Je relis la parabole. Et je m’aperçois que le père de l’histoire n’a rien d’un tyran autoritaire. Bien au contraire, j’ai l’impression qu’il se laisse faire. Le cadet demande sa part d’héritage, il fait le partage des biens et donne sa part au jeune homme. Celui-ci s’en va avec cette part de la fortune, le père ne fait rien pour l’en empêcher. Les années passent : le père attend. L’histoire ne le dit pas explicitement, mais je crois qu’il ne pense qu’à ce fils qui est parti. Loin des yeux, mais proche du cœur. En tout cas, il l’espère, ce fils qui est parti bien loin : l’histoire précise que ce rebelle « était encore loin lorsque son père l’aperçut et fut saisi de pitié ; il courut se jeter à son cou et le couvrit de baisers. » Rendez-vous compte : c’est le père qui se jette au cou de son enfant, et non l’inverse. Evidemment, ce pauvre garçon revient, non pas pour se repentir, mais simplement pour se faire embaucher chez son « patron » de père ! Il n’a encore rien compris. Il faudra la suite pour qu’enfin il réalise ! Du moins on l’espère, car l’histoire ne le dit pas. Et pourtant, la suite est éloquente. Le père est celui qui se déplace et met tout en branle. On va faire la fête, alors, que chacun se dépêche, « vite », précise Jésus. Il se déplace encore et il sort pour inviter l’aîné qui fait la tête et qui ne veut pas entrer.
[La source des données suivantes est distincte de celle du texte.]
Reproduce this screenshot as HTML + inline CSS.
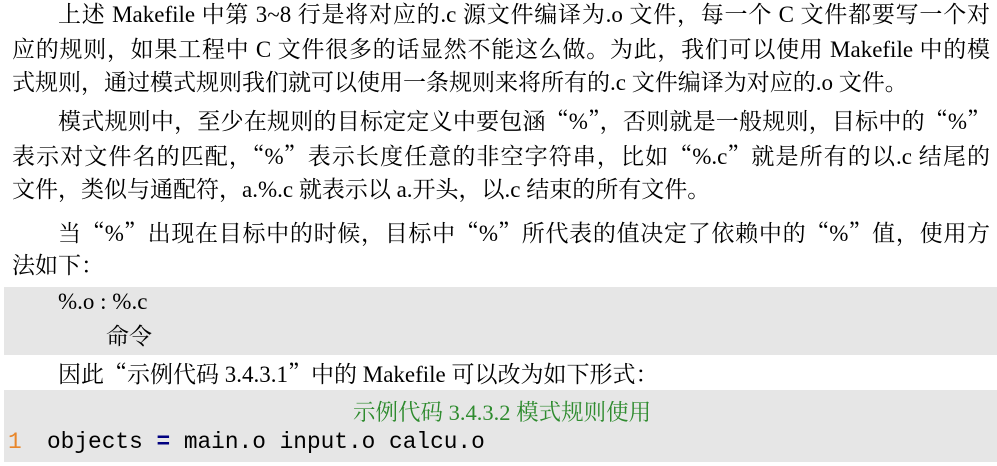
<!DOCTYPE html>
<html><head><meta charset="utf-8"><style>
body{margin:0;width:997px;height:466px;background:#fff;position:relative;overflow:hidden;font-family:"Liberation Serif","Noto Serif CJK SC",serif;font-size:23px;color:#000}
.l{position:absolute;left:12px;width:978px;white-space:nowrap;line-height:24px;text-align:justify;text-align-last:justify}
.s{text-align-last:left}
.i{left:58px;width:932px}
.g{position:absolute;left:4px;width:993px;background:#e6e6e6}
.m{font-family:"Liberation Mono",monospace;font-size:22.8px}
q{quotes:none;font-family:"Noto Serif CJK SC",serif}
q:before,q:after{content:none}
</style></head><body>
<div class="l i" style="top:3px">上述 Makefile 中第 3~8 行是将对应的.c 源文件编译为.o 文件，每一个 C 文件都要写一个对</div>
<div class="l" style="top:38px">应的规则，如果工程中 C 文件很多的话显然不能这么做。为此，我们可以使用 Makefile 中的模</div>
<div class="l s" style="top:71px">式规则，通过模式规则我们就可以使用一条规则来将所有的.c 文件编译为对应的.o 文件。</div>
<div class="l i" style="top:108px">模式规则中，至少在规则的目标定定义中要包涵<q>“</q>%<q>”</q>，否则就是一般规则，目标中的<q>“</q>%<q>”</q></div>
<div class="l" style="top:143px">表示对文件名的匹配，<q>“</q>%<q>”</q>表示长度任意的非空字符串，比如<q>“</q>%.c<q>”</q>就是所有的以.c 结尾的</div>
<div class="l s" style="top:178px">文件，类似与通配符，a.%.c 就表示以 a.开头，以.c 结束的所有文件。</div>
<div class="l i" style="top:220px">当<q>“</q>%<q>”</q>出现在目标中的时候，目标中<q>“</q>%<q>”</q>所代表的值决定了依赖中的<q>“</q>%<q>”</q>值，使用方</div>
<div class="l s" style="top:254px">法如下：</div>
<div class="g" style="top:287px;height:68px"></div>
<div class="l s" style="top:290px;left:58px">%.o : %.c</div>
<div class="l s" style="top:325px;left:106px">命令</div>
<div class="l s i" style="top:361px">因此<q>“</q>示例代码 3.4.3.1<q>”</q>中的 Makefile 可以改为如下形式：</div>
<div class="g" style="top:390px;height:72px"></div>
<div style="position:absolute;top:395px;left:353px;color:#2e8b2e;font-size:22.5px;font-family:'Liberation Serif','Noto Serif CJK SC',serif;white-space:nowrap">示例代码 3.4.3.2 模式规则使用</div>
<div class="m" style="position:absolute;top:429px;left:8px;color:#e8862a">1</div>
<div class="m" style="position:absolute;top:429px;left:47px">objects <span style="color:#000080;font-weight:bold">=</span> main.o input.o calcu.o</div>
</body></html>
Il se déplace, il bouge. Bien plus, il mange, boit, organise le banquet… et il danse.

Avouez-le : l’image de Dieu que Jésus nous présente n’est pas celle que nous avons spontanément à l’esprit. Et je me demande si aujourd’hui encore, nous n’avons pas dans l’esprit, quand nous pensons à Dieu, des images beaucoup plus proches de celles des deux garçons que celles de Jésus. (1) Quelle image du Père nous vient-elle spontanément à l’esprit lorsque nous disons, par exemple, « Notre Père ». N’est-ce pas celle d’un Maître absolu et tout puissant ? Celle de Celui dont les commandements sont autant d’interdits qui limitent ou même inhibent notre liberté ? Ou celle d’un Seigneur qu’il nous faut « servir » le plus fidèlement possible, dans les moindres détails, sous peine d’être punis si nous ne faisons pas sa pleine et entière volonté ? Je ne crois pas tellement caricaturer les mentalités qui sont les nôtres, aujourd’hui. Assez semblables encore, hélas, à celles des interlocuteurs de Jésus lorsqu’ils lui reprochaient ses mauvaises fréquentations. Car Jésus, par ses attitudes, ne faisait que montrer comment il était image de Dieu son Père. Bien plus, il nous invitait ainsi à devenir, nous aussi, « parfaits comme notre Père est parfait ».

Et il danse

Alors, qui est-il, le Dieu de Jésus Christ ? Il nous avait déjà dit qu’il est comme un berger qui court après la centième brebis perdue, comme la ménagère qui cherche partout la pièce de monnaie qu’elle a perdue. Le voilà qui ajoute que Dieu est un Père. Mais pas n‘importe quel père, et surtout pas le père dont nous nous faisons bien souvent une idée fausse et injuste. Déjà dans le judaïsme, on disait de Dieu qu’il était un père. Ce n’est pas Jésus qui a inventé la formule. Mais le Père que Jésus décrit est un Père différent. En ce sens qu’il se comporte à l’égard des hommes – et donc de chacun de nous – de manière inattendue. Il ne nous impose rien. Il nous laisse pleine et entière liberté. Il ne reprend pas les dons qu’il nous a faits, notre part personnelle d’héritage : ni les « dons naturels » qui nous viennent de notre hérédité, ni la vie, ni l’intelligence, ni les qualités qui sont nôtres. Si nous l’abandonnons, il ne nous laisse pas tomber, lui : il nous attend et il nous espère. Et chaque fois que nous faisons la moindre démarche pour revenir vers lui, fût-elle totalement intéressée, il nous accueille. Et il danse ! Et si nous sommes fidèles, tant mieux : nous sommes assurés que « tout ce qui est à lui est à nous », à condition, tout de même, qu’il n’y ait jamais de notre part aucun esprit de marchandage. Car il est la gratuité même.

Tout est grâce !

 

(1) Cf Sartre et l’athéisme militant : si tu veux être vraiment un homme, il faut te débarrasser de toute religion et de tout rapport avec Dieu.